The Human Rights Code promotes substantive equality by having regard for individual and group needs, life circumstances and experiences of systemic injustice, not merely by treating everybody identically. The Code offers recourse in situations where individuals or groups are being unfairly disadvantaged because of who they are. And West Coast LEAF strongly believes that unfair disadvantage based on identity is at play in the case currently before the BC Court of Appeal, Vancouver Area Network of Drug Users v Downtown Vancouver Business Improvement Association (DVBIA).

This case centres on a claim that the DVBIA’s Downtown Ambassadors Program violated the Human Rights Code by systemically harassing and removing homeless people from public spaces in downtown Vancouver– homeless people, who are disproportionately Indigenous, people with disabilities such as serious mental health issues, and people with addictions.

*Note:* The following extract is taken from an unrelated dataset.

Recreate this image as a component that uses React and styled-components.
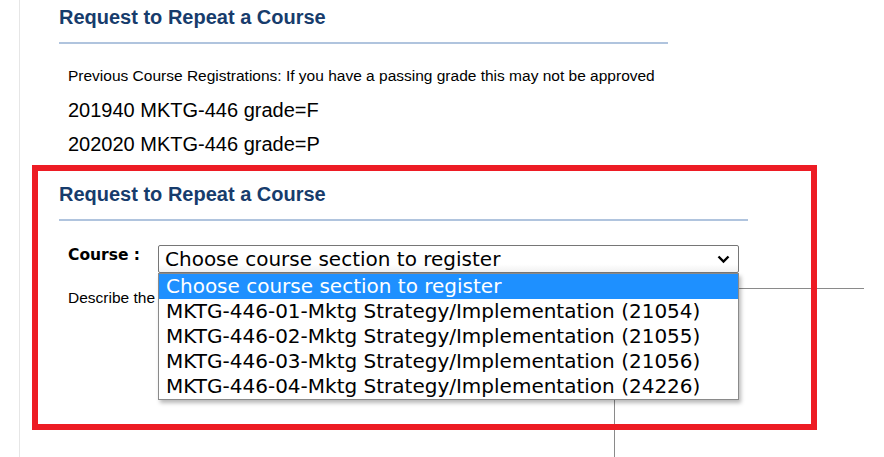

At issue now is what evidence must be present to show discrimination, with the DVBIA and the City of Vancouver arguing that there was not enough evidence to show that the removals were based on grounds protected under human rights law. We say that the burden of evidence cannot be so high as to exclude our most disenfranchised people – what is human rights law for, if not to protect the most vulnerable among us? This case has implications beyond the particular claimants before the court. It raises concerns for all claimants seeking equal protection of the law, including women and girls.

In April 2015, West Coast LEAF and CLAS intervened jointly in this case at the BC Supreme Court to argue that the evidence required to establish discrimination under the law must take into account people’s lived realities and not create needless, additional barriers to accessing justice. For example, homeless people should not necessarily be required to testify in court when adequate statistical evidence will demonstrate that they were disproportionately targeted – and disproportionately harmed – by the removals. The BC Supreme Court agreed with our arguments.

On October 5-6, the BC Court of Appeal will hear the appeal of the lower court’s decision. Once again, West Coast LEAF and CLAS are in court to defend homeless people’s right to equal protection and to advocate in favour of a flexible approach to evidence of discrimination that makes justice more accessible to all.

West Coast LEAF was founded with the goal of ensuring that the law’s equality rights protections would translate into concrete improvements in the lives of women, including those who experience the greatest obstacles to accessing justice. More than three decades later, we have not lost sight of the promise of human rights law or of our responsibility to fight to make sure its promise is realized.